WORK TO DO
Your task is to repeat the listing exactly.

[start]

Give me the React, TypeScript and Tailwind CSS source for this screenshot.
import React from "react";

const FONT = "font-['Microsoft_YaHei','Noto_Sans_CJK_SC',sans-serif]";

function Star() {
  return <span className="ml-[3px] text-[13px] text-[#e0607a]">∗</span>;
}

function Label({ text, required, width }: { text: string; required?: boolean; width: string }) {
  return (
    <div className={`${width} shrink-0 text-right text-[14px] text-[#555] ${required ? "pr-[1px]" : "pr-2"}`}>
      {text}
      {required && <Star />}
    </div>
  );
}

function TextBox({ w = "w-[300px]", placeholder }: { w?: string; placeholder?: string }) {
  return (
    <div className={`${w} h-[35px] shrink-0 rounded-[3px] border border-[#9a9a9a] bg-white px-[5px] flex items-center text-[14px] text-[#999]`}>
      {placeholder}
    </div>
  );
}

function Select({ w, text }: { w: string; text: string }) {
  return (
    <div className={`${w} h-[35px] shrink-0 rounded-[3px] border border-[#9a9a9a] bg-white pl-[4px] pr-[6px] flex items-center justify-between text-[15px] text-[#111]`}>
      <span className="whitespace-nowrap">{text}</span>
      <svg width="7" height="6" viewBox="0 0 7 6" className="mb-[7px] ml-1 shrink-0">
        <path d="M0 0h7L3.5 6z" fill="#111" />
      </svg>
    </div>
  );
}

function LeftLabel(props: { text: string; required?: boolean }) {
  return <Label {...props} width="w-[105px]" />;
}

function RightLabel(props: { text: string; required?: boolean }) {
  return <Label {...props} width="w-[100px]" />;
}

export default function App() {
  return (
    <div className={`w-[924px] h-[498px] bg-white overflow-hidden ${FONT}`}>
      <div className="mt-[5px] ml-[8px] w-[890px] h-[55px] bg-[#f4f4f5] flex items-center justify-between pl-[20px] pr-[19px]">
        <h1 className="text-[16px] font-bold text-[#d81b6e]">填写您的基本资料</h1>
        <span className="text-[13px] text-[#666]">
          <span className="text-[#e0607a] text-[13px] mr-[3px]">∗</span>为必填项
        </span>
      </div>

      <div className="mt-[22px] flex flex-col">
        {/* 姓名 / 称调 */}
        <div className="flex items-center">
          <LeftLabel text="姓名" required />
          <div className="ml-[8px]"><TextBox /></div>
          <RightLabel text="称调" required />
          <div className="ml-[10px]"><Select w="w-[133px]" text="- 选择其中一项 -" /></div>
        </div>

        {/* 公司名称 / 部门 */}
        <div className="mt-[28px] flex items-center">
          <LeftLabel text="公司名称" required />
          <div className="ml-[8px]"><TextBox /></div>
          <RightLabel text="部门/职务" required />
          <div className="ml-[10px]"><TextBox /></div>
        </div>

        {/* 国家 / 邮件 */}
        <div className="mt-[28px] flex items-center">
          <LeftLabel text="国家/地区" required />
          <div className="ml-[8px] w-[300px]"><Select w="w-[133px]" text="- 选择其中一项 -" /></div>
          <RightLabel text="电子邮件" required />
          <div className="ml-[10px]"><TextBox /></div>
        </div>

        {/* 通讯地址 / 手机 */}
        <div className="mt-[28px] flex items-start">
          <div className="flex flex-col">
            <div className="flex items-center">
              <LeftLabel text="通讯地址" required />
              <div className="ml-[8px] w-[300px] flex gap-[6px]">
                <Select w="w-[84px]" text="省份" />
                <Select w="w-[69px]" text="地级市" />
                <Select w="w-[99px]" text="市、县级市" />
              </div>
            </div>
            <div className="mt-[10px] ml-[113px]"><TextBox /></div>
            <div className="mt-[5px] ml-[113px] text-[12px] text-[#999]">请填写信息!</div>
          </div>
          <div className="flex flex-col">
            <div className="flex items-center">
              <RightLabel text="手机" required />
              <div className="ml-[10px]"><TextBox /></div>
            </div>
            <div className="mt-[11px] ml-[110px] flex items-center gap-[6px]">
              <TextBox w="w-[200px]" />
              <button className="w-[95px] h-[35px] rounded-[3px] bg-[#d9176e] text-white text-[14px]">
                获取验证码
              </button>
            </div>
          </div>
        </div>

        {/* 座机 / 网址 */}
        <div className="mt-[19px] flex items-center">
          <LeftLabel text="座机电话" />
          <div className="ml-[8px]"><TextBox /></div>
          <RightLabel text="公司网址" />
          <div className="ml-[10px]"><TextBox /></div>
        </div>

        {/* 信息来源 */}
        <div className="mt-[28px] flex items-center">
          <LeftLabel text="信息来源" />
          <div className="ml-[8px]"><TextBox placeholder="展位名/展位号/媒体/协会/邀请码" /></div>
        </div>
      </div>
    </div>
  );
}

[end]

OUTPUT BELOW
Give me the React, TypeScript and Tailwind CSS source for this screenshot.
import React from "react";

const FONT = "font-['Microsoft_YaHei','Noto_Sans_CJK_SC',sans-serif]";

function Star() {
  return <span className="ml-[3px] text-[13px] text-[#e0607a]">∗</span>;
}

function Label({ text, required, width }: { text: string; required?: boolean; width: string }) {
  return (
    <div className={`${width} shrink-0 text-right text-[14px] text-[#555] ${required ? "pr-[1px]" : "pr-2"}`}>
      {text}
      {required && <Star />}
    </div>
  );
}

function TextBox({ w = "w-[300px]", placeholder }: { w?: string; placeholder?: string }) {
  return (
    <div className={`${w} h-[35px] shrink-0 rounded-[3px] border border-[#9a9a9a] bg-white px-[5px] flex items-center text-[14px] text-[#999]`}>
      {placeholder}
    </div>
  );
}

function Select({ w, text }: { w: string; text: string }) {
  return (
    <div className={`${w} h-[35px] shrink-0 rounded-[3px] border border-[#9a9a9a] bg-white pl-[4px] pr-[6px] flex items-center justify-between text-[15px] text-[#111]`}>
      <span className="whitespace-nowrap">{text}</span>
      <svg width="7" height="6" viewBox="0 0 7 6" className="mb-[7px] ml-1 shrink-0">
        <path d="M0 0h7L3.5 6z" fill="#111" />
      </svg>
    </div>
  );
}

function LeftLabel(props: { text: string; required?: boolean }) {
  return <Label {...props} width="w-[105px]" />;
}

function RightLabel(props: { text: string; required?: boolean }) {
  return <Label {...props} width="w-[100px]" />;
}

export default function App() {
  return (
    <div className={`w-[924px] h-[498px] bg-white overflow-hidden ${FONT}`}>
      <div className="mt-[5px] ml-[8px] w-[890px] h-[55px] bg-[#f4f4f5] flex items-center justify-between pl-[20px] pr-[19px]">
        <h1 className="text-[16px] font-bold text-[#d81b6e]">填写您的基本资料</h1>
        <span className="text-[13px] text-[#666]">
          <span className="text-[#e0607a] text-[13px] mr-[3px]">∗</span>为必填项
        </span>
      </div>

      <div className="mt-[22px] flex flex-col">
        {/* 姓名 / 称调 */}
        <div className="flex items-center">
          <LeftLabel text="姓名" required />
          <div className="ml-[8px]"><TextBox /></div>
          <RightLabel text="称调" required />
          <div className="ml-[10px]"><Select w="w-[133px]" text="- 选择其中一项 -" /></div>
        </div>

        {/* 公司名称 / 部门 */}
        <div className="mt-[28px] flex items-center">
          <LeftLabel text="公司名称" required />
          <div className="ml-[8px]"><TextBox /></div>
          <RightLabel text="部门/职务" required />
          <div className="ml-[10px]"><TextBox /></div>
        </div>

        {/* 国家 / 邮件 */}
        <div className="mt-[28px] flex items-center">
          <LeftLabel text="国家/地区" required />
          <div className="ml-[8px] w-[300px]"><Select w="w-[133px]" text="- 选择其中一项 -" /></div>
          <RightLabel text="电子邮件" required />
          <div className="ml-[10px]"><TextBox /></div>
        </div>

        {/* 通讯地址 / 手机 */}
        <div className="mt-[28px] flex items-start">
          <div className="flex flex-col">
            <div className="flex items-center">
              <LeftLabel text="通讯地址" required />
              <div className="ml-[8px] w-[300px] flex gap-[6px]">
                <Select w="w-[84px]" text="省份" />
                <Select w="w-[69px]" text="地级市" />
                <Select w="w-[99px]" text="市、县级市" />
              </div>
            </div>
            <div className="mt-[10px] ml-[113px]"><TextBox /></div>
            <div className="mt-[5px] ml-[113px] text-[12px] text-[#999]">请填写信息!</div>
          </div>
          <div className="flex flex-col">
            <div className="flex items-center">
              <RightLabel text="手机" required />
              <div className="ml-[10px]"><TextBox /></div>
            </div>
            <div className="mt-[11px] ml-[110px] flex items-center gap-[6px]">
              <TextBox w="w-[200px]" />
              <button className="w-[95px] h-[35px] rounded-[3px] bg-[#d9176e] text-white text-[14px]">
                获取验证码
              </button>
            </div>
          </div>
        </div>

        {/* 座机 / 网址 */}
        <div className="mt-[19px] flex items-center">
          <LeftLabel text="座机电话" />
          <div className="ml-[8px]"><TextBox /></div>
          <RightLabel text="公司网址" />
          <div className="ml-[10px]"><TextBox /></div>
        </div>

        {/* 信息来源 */}
        <div className="mt-[28px] flex items-center">
          <LeftLabel text="信息来源" />
          <div className="ml-[8px]"><TextBox placeholder="展位名/展位号/媒体/协会/邀请码" /></div>
        </div>
      </div>
    </div>
  );
}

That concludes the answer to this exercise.